Uno se pregunta ¿qué viabilidad puede tener la aplicación de medidas como estas cuando, después de las últimas cuatro décadas, el neoliberalismo ha llevado a la parálisis económica y a la extrema pobreza a la mayoría de los países del Sur. ¿Cabe o no, más bien, por una lógica elemental de resistencia y de sobrevivencia, impulsar decisiones que podríamos llamar no institucionales, sino cruda y netamente «políticas», de abierta rebeldía y de franco rechazo al pago de las deudas externas? Como bien lo señala Toussaint, aunque aún no han logrado la suficiente coordinación política, un amplio espectro de líderes mundiales han suscrito el rechazo de la deuda. Pero la pregunta subsiste: ¿por qué no se atreven a poner en práctica, ya, ahora, tan justificada y legítima decisión política? ¿Qué tan razonables y válidas pueden ser las precauciones para no hacerlo? No se trata solo de suscribir y declarar, sino de decidir y actuar con el más amplio respaldo y movilización de sus propias bases sociales, es decir de sus pueblos.
La petición de la suspensión del pago de la deuda o de su anulación está de nuevo en primer plano con ocasión de esta crisis sanitaria mundial.
A mediados de marzo de 2020, una decena de expresidentes de América Latina habían hecho un llamamiento en ese sentido. El 23 de marzo, una amplia mayoría de la Asamblea Nacional de Ecuador pidió la organización de una unión de gobiernos de América Latina para suspender el pago de la deuda. A fines de marzo, los representantes de la CEMAC (Comunidad económica y monetaria de los Estados de África Central, que reúne a seis países) pidieron la anulación de la deuda exterior de sus respectivos países. El 4 de abril, el presidente senegalés Macky Sall demandó la anulación de la deuda pública de África.

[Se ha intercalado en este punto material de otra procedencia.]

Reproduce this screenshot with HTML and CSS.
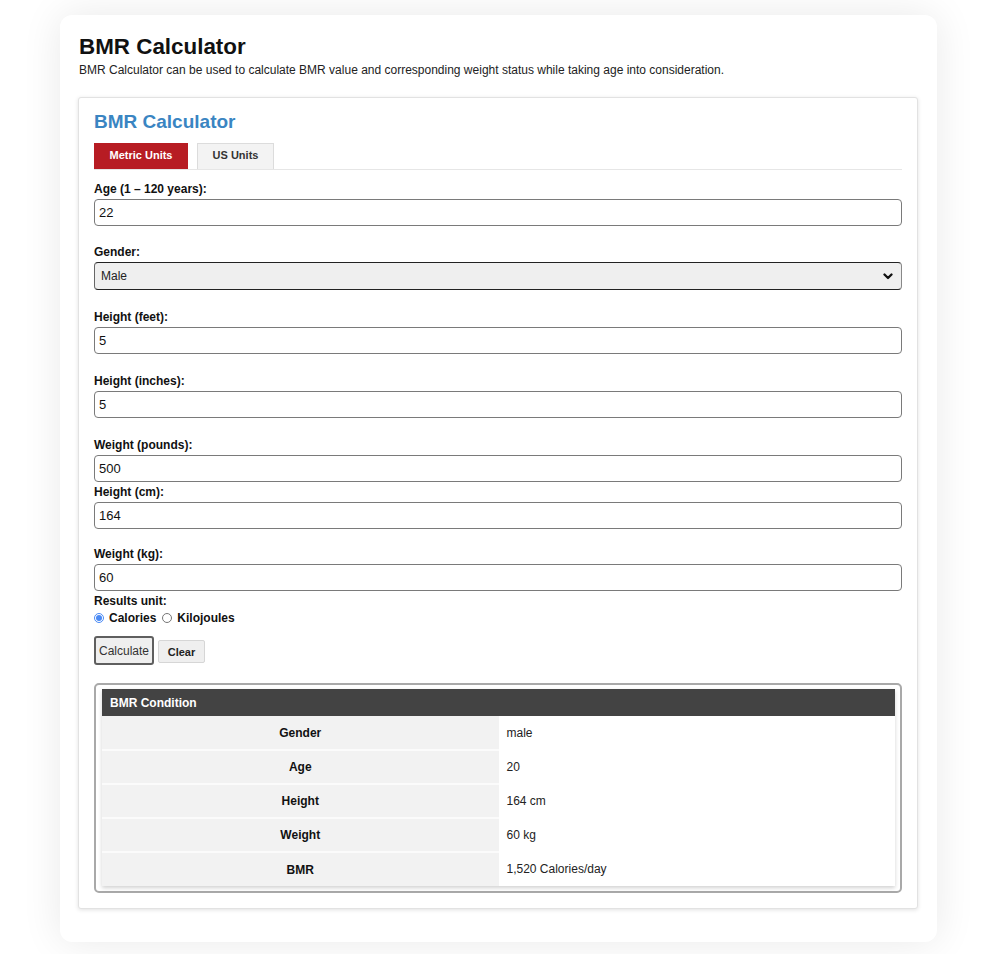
FILE: index.html
```html
<!DOCTYPE html>
<html lang="en">
<head>
<meta charset="utf-8">
<title>BMR Calculator</title>
<link rel="stylesheet" href="styles.css">
</head>
<body>
<div class="card">
  <h1 class="page-title">BMR Calculator</h1>
  <p class="page-desc">BMR Calculator can be used to calculate BMR value and corresponding weight status while taking age into consideration.</p>

  <div class="panel">
    <h2 class="panel-title">BMR Calculator</h2>
    <div class="tabs">
      <span class="tab tab-active">Metric Units</span>
      <span class="tab">US Units</span>
    </div>

    <div class="field field-age">
      <label class="field-label">Age (1 – 120 years):</label>
      <input class="text-input" type="text" value="22">
    </div>

    <div class="field">
      <label class="field-label">Gender:</label>
      <div class="select">
        <span>Male</span>
        <svg class="chev" width="10" height="7" viewBox="0 0 10 7"><path d="M1.5 1.5 L5 5 L8.5 1.5" fill="none" stroke="#111" stroke-width="2.3" stroke-linecap="round" stroke-linejoin="round"/></svg>
      </div>
    </div>

    <div class="field">
      <label class="field-label">Height (feet):</label>
      <input class="text-input" type="text" value="5">
    </div>

    <div class="field">
      <label class="field-label">Height (inches):</label>
      <input class="text-input" type="text" value="5">
    </div>

    <div class="field field-tight">
      <label class="field-label">Weight (pounds):</label>
      <input class="text-input" type="text" value="500">
    </div>

    <div class="field field-cm">
      <label class="field-label">Height (cm):</label>
      <input class="text-input" type="text" value="164">
    </div>

    <div class="field field-tight">
      <label class="field-label">Weight (kg):</label>
      <input class="text-input" type="text" value="60">
    </div>

    <div class="units">
      <div class="field-label">Results unit:</div>
      <div class="radios">
        <label class="radio"><input type="radio" name="u" checked>Calories</label>
        <label class="radio"><input type="radio" name="u">Kilojoules</label>
      </div>
    </div>

    <div class="buttons">
      <button class="btn btn-calc" type="button">Calculate</button>
      <button class="btn btn-clear" type="button">Clear</button>
    </div>

    <div class="results">
      <table class="result-table">
        <thead>
          <tr><th colspan="2">BMR Condition</th></tr>
        </thead>
        <tbody>
          <tr><td class="key">Gender</td><td class="val">male</td></tr>
          <tr><td class="key">Age</td><td class="val">20</td></tr>
          <tr><td class="key">Height</td><td class="val">164 cm</td></tr>
          <tr><td class="key">Weight</td><td class="val">60 kg</td></tr>
          <tr><td class="key">BMR</td><td class="val">1,520 Calories/day</td></tr>
        </tbody>
      </table>
    </div>
  </div>
</div>
</body>
</html>
```

FILE: styles.css
```css
* { box-sizing: border-box; }

html, body { background: #ffffff; }

body {
  margin: 0;
  padding: 15px 44px 13px 60px;
  font-family: "Liberation Sans", Arial, sans-serif;
  color: #222;
}

.card {
  background: #fff;
  border-radius: 12px;
  box-shadow: 0 0 40px rgba(0, 0, 0, 0.09);
  padding: 19px 19px 33px 18px;
}

.page-title {
  margin: 0 0 3px 1px;
  font-size: 22.4px;
  line-height: 26px;
  font-weight: bold;
  color: #111;
}

.page-desc {
  margin: 0 0 20px 1px;
  font-size: 12px;
  line-height: 14px;
  color: #222;
}

.panel {
  background: #fff;
  border: 1px solid #e2e2e2;
  border-radius: 3px;
  box-shadow: 0 1px 4px rgba(0, 0, 0, 0.12);
  padding: 13px 15px 15px 15px;
}

.panel-title {
  margin: 0 0 10px 0;
  font-size: 19px;
  line-height: 22px;
  font-weight: bold;
  color: #3a85c2;
}

.tabs {
  display: flex;
  gap: 9px;
  border-bottom: 1px solid #e6e6e6;
  margin-bottom: 12px;
}

.tab {
  display: flex;
  align-items: center;
  justify-content: center;
  height: 26px;
  width: 77px;
  padding-bottom: 3px;
  font-size: 11px;
  font-weight: bold;
  color: #333;
  background: #f3f3f3;
  border: 1px solid #dcdcdc;
  border-bottom: none;
}

.tab-active {
  width: 94px;
  background: #b71c23;
  border-color: #b71c23;
  color: #fff;
}

.field { margin-bottom: 20px; }
.field-age { margin-bottom: 19px; }
.field-cm { margin-bottom: 18px; }
.field-tight { margin-bottom: 3px; }

.field-label {
  display: block;
  font-size: 12px;
  line-height: 14px;
  font-weight: bold;
  color: #111;
  margin-bottom: 3px;
}

.text-input {
  display: block;
  width: 100%;
  height: 27px;
  border: 1px solid #7a7a7a;
  border-radius: 4px;
  padding: 0 4px;
  font-family: "Liberation Sans", Arial, sans-serif;
  font-size: 13px;
  color: #111;
  background: #fff;
}

.select {
  display: flex;
  align-items: center;
  justify-content: space-between;
  height: 28px;
  border: 1px solid #222;
  border-left-color: #666;
  border-right-color: #888;
  border-radius: 4px;
  background: #efefef;
  padding: 0 8px 0 6px;
  font-size: 12px;
  color: #222;
}

.chev { display: block; }

.units { margin-bottom: 11px; }

.radios {
  display: flex;
  align-items: center;
  gap: 6px;
  height: 14px;
  margin-top: 2px;
}

.radio {
  display: flex;
  align-items: center;
  font-size: 12px;
  font-weight: bold;
  color: #111;
}

.radio input {
  width: 10px;
  height: 10px;
  margin: 0 5px 0 0;
  accent-color: #4a8af4;
}

.buttons {
  display: flex;
  align-items: center;
  gap: 4px;
  margin-bottom: 18px;
}

.btn {
  font-family: "Liberation Sans", Arial, sans-serif;
  background: #efefef;
  color: #333;
  cursor: pointer;
  padding: 0;
}

.btn-calc {
  width: 60px;
  height: 29px;
  border: 2px solid #5f5f5f;
  border-radius: 3px;
  font-size: 12px;
}

.btn-clear {
  width: 47px;
  height: 23px;
  margin-top: 2px;
  border: 1px solid #d6d6d6;
  border-radius: 2px;
  font-size: 11px;
  font-weight: bold;
  color: #222;
}

.results {
  border: 2px solid #a9a9a9;
  border-radius: 5px;
  padding: 4px 5px 5px 6px;
}

.result-table {
  width: 100%;
  border-collapse: collapse;
  box-shadow: 0 2px 4px rgba(0, 0, 0, 0.18);
  font-size: 12px;
}

.result-table th {
  background: #434343;
  color: #fff;
  text-align: left;
  font-weight: bold;
  height: 27px;
  padding: 0 8px;
}

.result-table td {
  height: 34px;
  padding: 0 8px;
  color: #222;
}

.result-table .key {
  width: 50%;
  background: #f2f2f2;
  text-align: center;
  font-weight: bold;
  color: #111;
  border-top: 2px solid #fbfbfb;
}

.result-table tbody tr:first-child .key { border-top: none; }

.result-table .val {
  background: #fff;
}
```
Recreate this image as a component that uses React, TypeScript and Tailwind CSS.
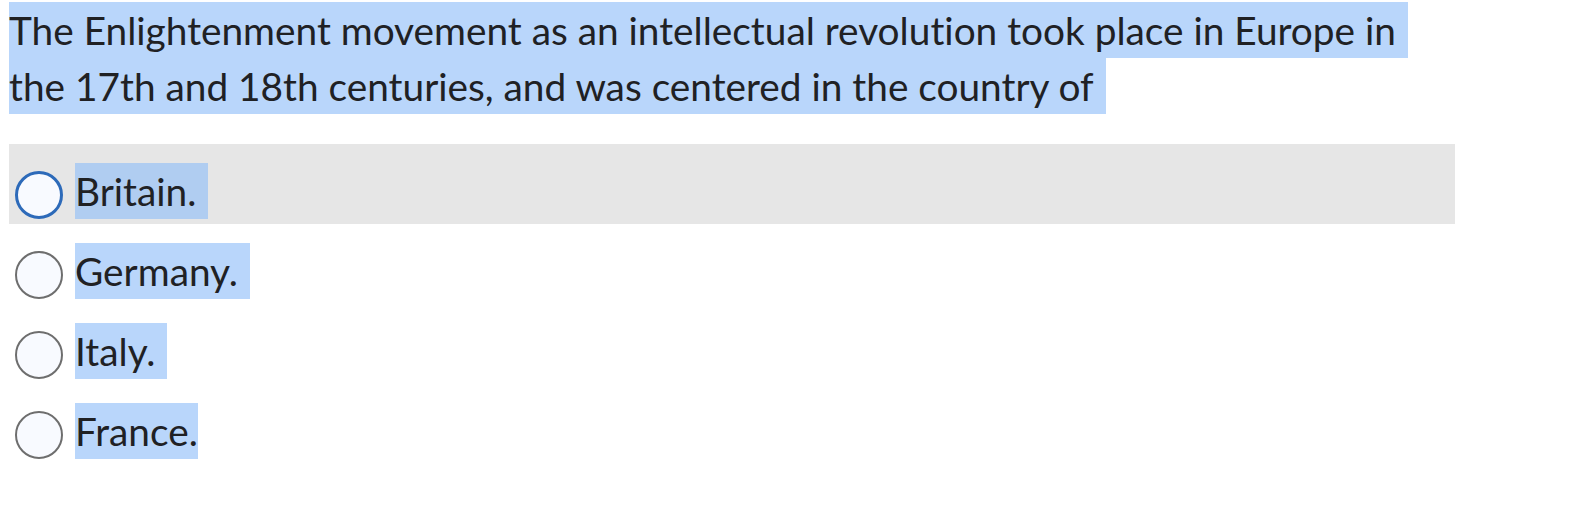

Todo lo anterior no pasaría de ser meramente anecdótico, si no fuera porque se trata de hechos indudablemente graves y verificables que nos enfrentan a la necesidad de actuar. El único factor económico que nunca descansa, es el dinero. ¿Qué hacer cuando solo se almacene y no se ponga a circular? Si no alcanza a pagar siquiera sus propios intereses mínimos, ¿tendrá que enfrentar una última realidad: la bancarrota, no de los pequeños deudores de abajo sino de los grandes acreedores de arriba? ¿El dinero (la merde de diable, como escribió Leon Bloy) habrá perdido todo su valor y nadie lo querrá? ¿Puede una vez más la realidad superar a la ficción? Esperemos que esto ocurra más pronto que tarde. ¿Volver al trueque, a la feliz prehistoria del rousseauniano «buen salvaje»? ¿Por qué no?